**TASK DIRECTIONS**. Restate the data exactly as given and keep the pictures out.

**INFORMATION SHOWN**.
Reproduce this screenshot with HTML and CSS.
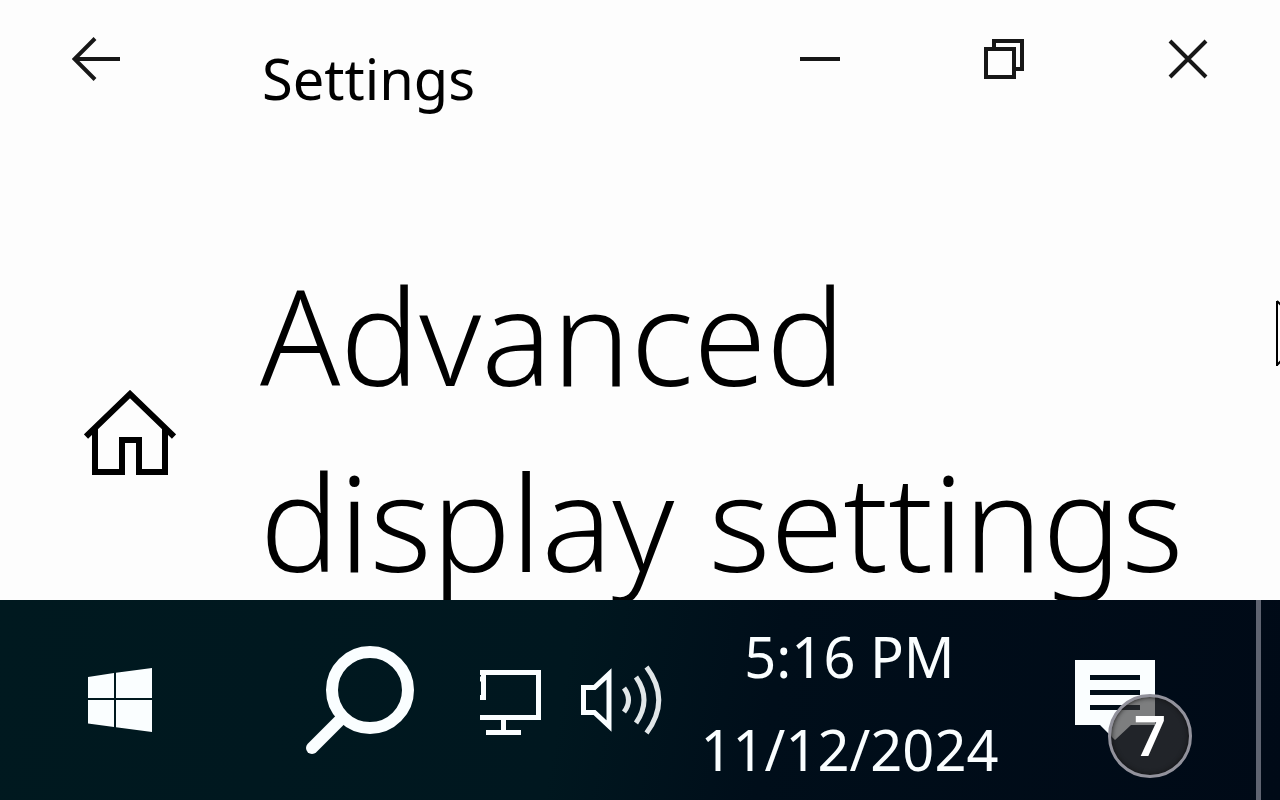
FILE: index.html
```html
<!DOCTYPE html>
<html lang="en">

<head>
    <meta charset="UTF-8">
    <title>Settings</title>
    <link rel="stylesheet" href="styles.css">
</head>

<body>
    <div class="window">
        <header class="titlebar">
            <button type="button" class="back" aria-label="Back">
                <svg width="48" height="44" viewBox="0 0 48 44"><path d="M48 22H3M23 1.500L2.500 22L23 42.500"/></svg>
            </button>
            <div class="title">Settings</div>
            <div class="controls">
                <button type="button" aria-label="Minimize">
                    <svg width="40" height="40" viewBox="0 0 40 40"><path d="M0 20H40"/></svg>
                </button>
                <button type="button" aria-label="Restore">
                    <svg width="40" height="40" viewBox="0 0 40 40"><path d="M2 10H30V38H2ZM10 10V2H38V30H30"/></svg>
                </button>
                <button type="button" aria-label="Close">
                    <svg width="40" height="40" viewBox="0 0 40 40"><path d="M2 2L38 38M38 2L2 38"/></svg>
                </button>
            </div>
        </header>
        <main class="page">
            <a href="#" class="home" aria-label="Home">
                <svg width="92" height="86" viewBox="0 0 92 86"><path d="M2 46.500L46 4L90 46.500M11 39V82H38V50H55V82H81V39"/></svg>
            </a>
            <h1>Advanced display settings</h1>
        </main>
        <svg class="pointer" width="4" height="70" viewBox="0 0 4 70"><path d="M1 2V67M1 2L5 6M1 66L5 62"/></svg>
    </div>
    <footer class="taskbar">
        <button type="button" class="start" aria-label="Start">
            <svg width="64" height="64" viewBox="0 0 64 64"><path d="M0 9L26 5V30H0ZM28 4.700L64 0V30H28ZM0 32H26V59L0 55.500ZM28 32H64V64L28 59.300Z"/></svg>
        </button>
        <button type="button" class="search" aria-label="Search">
            <svg width="108" height="108" viewBox="0 0 108 108"><circle cx="64" cy="44" r="38"/><path d="M35 73L6 102"/></svg>
        </button>
        <div class="tray">
            <button type="button" aria-label="Network">
                <svg width="61" height="72" viewBox="0 0 61 72"><path d="M0 8.500H58.500V53.500H0M3.500 8.500V36M0 15H4M0 33.500H6M23.500 54V68M6 68.500H41"/></svg>
            </button>
            <button type="button" aria-label="Volume">
                <svg width="82" height="72" viewBox="0 0 82 72"><path d="M2.500 23.500H13.500L28 10V62L13.500 48.500H2.500Z"/><path class="waves" d="M43 24Q52 36 43 48M55 13Q71 36 55 59M65.500 3Q90 36 65.500 69"/></svg>
            </button>
        </div>
        <button type="button" class="clock">
            <span>5:16 PM</span>
            <span>11/12/2024</span>
        </button>
        <button type="button" class="notices" aria-label="7 notifications">
            <svg width="80" height="80" viewBox="0 0 80 80"><path class="bubble" d="M0 0H80V65H56L40 80L25 65H0Z"/><path class="lines" d="M15 17.500H65M15 32.500H65M15 47.500H65"/></svg>
            <span class="count">7</span>
        </button>
        <button type="button" class="desktop" aria-label="Show desktop"></button>
    </footer>
</body>

</html>
```

FILE: styles.css
```css
* {
    padding: 0px;
    margin: 0px;
    box-sizing: border-box;
}

body {
    display: flex;
    flex-direction: column;
    height: 100vh;
    overflow: hidden;
    background: #fdfdfd;
    color: #000;
    font-family: "Noto Sans", "Open Sans", sans-serif;
}

button {
    border: none;
    background: none;
    color: inherit;
    font: inherit;
}

svg {
    display: block;
    fill: none;
    stroke: currentColor;
    stroke-width: 4;
}

/* window */
.window {
    flex: 1;
    min-height: 0;
    position: relative;
    overflow: hidden;
}

.titlebar {
    display: flex;
    height: 240px;
    align-items: flex-start;
    color: #171717;
}

.titlebar button {
    display: flex;
    align-items: center;
    justify-content: center;
    height: 118px;
}

.back {
    width: 192px;
}

.title {
    flex: 1;
    padding: 38px 0 0 70px;
    font-size: 56px;
    line-height: 80px;
    color: #000;
}

.controls {
    display: flex;
}

.controls button {
    width: 184px;
}

.page {
    display: flex;
    align-items: flex-start;
}

.home {
    flex: none;
    display: flex;
    justify-content: center;
    width: 260px;
    padding-top: 150px;
    color: #000;
}

.home svg {
    stroke-width: 6;
}

h1 {
    flex: 1;
    padding-top: 2px;
    font-size: 132px;
    font-weight: 350;
    line-height: 186px;
}

.pointer {
    position: absolute;
    right: 0px;
    top: 299px;
    stroke-width: 2;
}

/* taskbar */
.taskbar {
    flex: none;
    display: flex;
    height: 200px;
    background: linear-gradient(100deg, #00191f 0%, #00171f 44%, #000e1a 60%, #000a17 100%);
    color: #fafeff;
}

.taskbar button {
    display: flex;
    align-items: center;
    justify-content: center;
}

.start,
.search {
    width: 240px;
}

.start svg {
    fill: currentColor;
    stroke: none;
}

.search svg {
    stroke-width: 12;
    stroke-linecap: round;
}

.tray {
    display: flex;
    gap: 40px;
}

.tray svg {
    stroke-width: 5;
}

.tray .waves {
    opacity: 0.9;
}

.taskbar .clock {
    flex: 1;
    flex-direction: column;
    align-items: center;
    padding-top: 6px;
    font-size: 56px;
    line-height: 93px;
    white-space: nowrap;
}

.taskbar .notices {
    position: relative;
    width: 220px;
    padding-right: 62px;
}

.bubble {
    fill: currentColor;
    stroke: none;
}

.lines {
    stroke: #000e19;
    stroke-width: 5;
}

.count {
    position: absolute;
    left: 72px;
    top: 94px;
    width: 84px;
    height: 84px;
    border: 3px solid #92929c;
    border-radius: 50%;
    background: rgba(53, 50, 52, 0.63);
    box-shadow: inset 0 0 5px #111;
    color: #fff;
    font-size: 56px;
    font-weight: 600;
    line-height: 74px;
    text-align: center;
}

.desktop {
    width: 24px;
    border-left: 5px solid #5f6471;
}
```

**REPLY**.
Reproduce this screenshot with HTML and CSS.
FILE: index.html
```html
<!DOCTYPE html>
<html lang="en">

<head>
    <meta charset="UTF-8">
    <title>Settings</title>
    <link rel="stylesheet" href="styles.css">
</head>

<body>
    <div class="window">
        <header class="titlebar">
            <button type="button" class="back" aria-label="Back">
                <svg width="48" height="44" viewBox="0 0 48 44"><path d="M48 22H3M23 1.500L2.500 22L23 42.500"/></svg>
            </button>
            <div class="title">Settings</div>
            <div class="controls">
                <button type="button" aria-label="Minimize">
                    <svg width="40" height="40" viewBox="0 0 40 40"><path d="M0 20H40"/></svg>
                </button>
                <button type="button" aria-label="Restore">
                    <svg width="40" height="40" viewBox="0 0 40 40"><path d="M2 10H30V38H2ZM10 10V2H38V30H30"/></svg>
                </button>
                <button type="button" aria-label="Close">
                    <svg width="40" height="40" viewBox="0 0 40 40"><path d="M2 2L38 38M38 2L2 38"/></svg>
                </button>
            </div>
        </header>
        <main class="page">
            <a href="#" class="home" aria-label="Home">
                <svg width="92" height="86" viewBox="0 0 92 86"><path d="M2 46.500L46 4L90 46.500M11 39V82H38V50H55V82H81V39"/></svg>
            </a>
            <h1>Advanced display settings</h1>
        </main>
        <svg class="pointer" width="4" height="70" viewBox="0 0 4 70"><path d="M1 2V67M1 2L5 6M1 66L5 62"/></svg>
    </div>
    <footer class="taskbar">
        <button type="button" class="start" aria-label="Start">
            <svg width="64" height="64" viewBox="0 0 64 64"><path d="M0 9L26 5V30H0ZM28 4.700L64 0V30H28ZM0 32H26V59L0 55.500ZM28 32H64V64L28 59.300Z"/></svg>
        </button>
        <button type="button" class="search" aria-label="Search">
            <svg width="108" height="108" viewBox="0 0 108 108"><circle cx="64" cy="44" r="38"/><path d="M35 73L6 102"/></svg>
        </button>
        <div class="tray">
            <button type="button" aria-label="Network">
                <svg width="61" height="72" viewBox="0 0 61 72"><path d="M0 8.500H58.500V53.500H0M3.500 8.500V36M0 15H4M0 33.500H6M23.500 54V68M6 68.500H41"/></svg>
            </button>
            <button type="button" aria-label="Volume">
                <svg width="82" height="72" viewBox="0 0 82 72"><path d="M2.500 23.500H13.500L28 10V62L13.500 48.500H2.500Z"/><path class="waves" d="M43 24Q52 36 43 48M55 13Q71 36 55 59M65.500 3Q90 36 65.500 69"/></svg>
            </button>
        </div>
        <button type="button" class="clock">
            <span>5:16 PM</span>
            <span>11/12/2024</span>
        </button>
        <button type="button" class="notices" aria-label="7 notifications">
            <svg width="80" height="80" viewBox="0 0 80 80"><path class="bubble" d="M0 0H80V65H56L40 80L25 65H0Z"/><path class="lines" d="M15 17.500H65M15 32.500H65M15 47.500H65"/></svg>
            <span class="count">7</span>
        </button>
        <button type="button" class="desktop" aria-label="Show desktop"></button>
    </footer>
</body>

</html>
```

FILE: styles.css
```css
* {
    padding: 0px;
    margin: 0px;
    box-sizing: border-box;
}

body {
    display: flex;
    flex-direction: column;
    height: 100vh;
    overflow: hidden;
    background: #fdfdfd;
    color: #000;
    font-family: "Noto Sans", "Open Sans", sans-serif;
}

button {
    border: none;
    background: none;
    color: inherit;
    font: inherit;
}

svg {
    display: block;
    fill: none;
    stroke: currentColor;
    stroke-width: 4;
}

/* window */
.window {
    flex: 1;
    min-height: 0;
    position: relative;
    overflow: hidden;
}

.titlebar {
    display: flex;
    height: 240px;
    align-items: flex-start;
    color: #171717;
}

.titlebar button {
    display: flex;
    align-items: center;
    justify-content: center;
    height: 118px;
}

.back {
    width: 192px;
}

.title {
    flex: 1;
    padding: 38px 0 0 70px;
    font-size: 56px;
    line-height: 80px;
    color: #000;
}

.controls {
    display: flex;
}

.controls button {
    width: 184px;
}

.page {
    display: flex;
    align-items: flex-start;
}

.home {
    flex: none;
    display: flex;
    justify-content: center;
    width: 260px;
    padding-top: 150px;
    color: #000;
}

.home svg {
    stroke-width: 6;
}

h1 {
    flex: 1;
    padding-top: 2px;
    font-size: 132px;
    font-weight: 350;
    line-height: 186px;
}

.pointer {
    position: absolute;
    right: 0px;
    top: 299px;
    stroke-width: 2;
}

/* taskbar */
.taskbar {
    flex: none;
    display: flex;
    height: 200px;
    background: linear-gradient(100deg, #00191f 0%, #00171f 44%, #000e1a 60%, #000a17 100%);
    color: #fafeff;
}

.taskbar button {
    display: flex;
    align-items: center;
    justify-content: center;
}

.start,
.search {
    width: 240px;
}

.start svg {
    fill: currentColor;
    stroke: none;
}

.search svg {
    stroke-width: 12;
    stroke-linecap: round;
}

.tray {
    display: flex;
    gap: 40px;
}

.tray svg {
    stroke-width: 5;
}

.tray .waves {
    opacity: 0.9;
}

.taskbar .clock {
    flex: 1;
    flex-direction: column;
    align-items: center;
    padding-top: 6px;
    font-size: 56px;
    line-height: 93px;
    white-space: nowrap;
}

.taskbar .notices {
    position: relative;
    width: 220px;
    padding-right: 62px;
}

.bubble {
    fill: currentColor;
    stroke: none;
}

.lines {
    stroke: #000e19;
    stroke-width: 5;
}

.count {
    position: absolute;
    left: 72px;
    top: 94px;
    width: 84px;
    height: 84px;
    border: 3px solid #92929c;
    border-radius: 50%;
    background: rgba(53, 50, 52, 0.63);
    box-shadow: inset 0 0 5px #111;
    color: #fff;
    font-size: 56px;
    font-weight: 600;
    line-height: 74px;
    text-align: center;
}

.desktop {
    width: 24px;
    border-left: 5px solid #5f6471;
}
```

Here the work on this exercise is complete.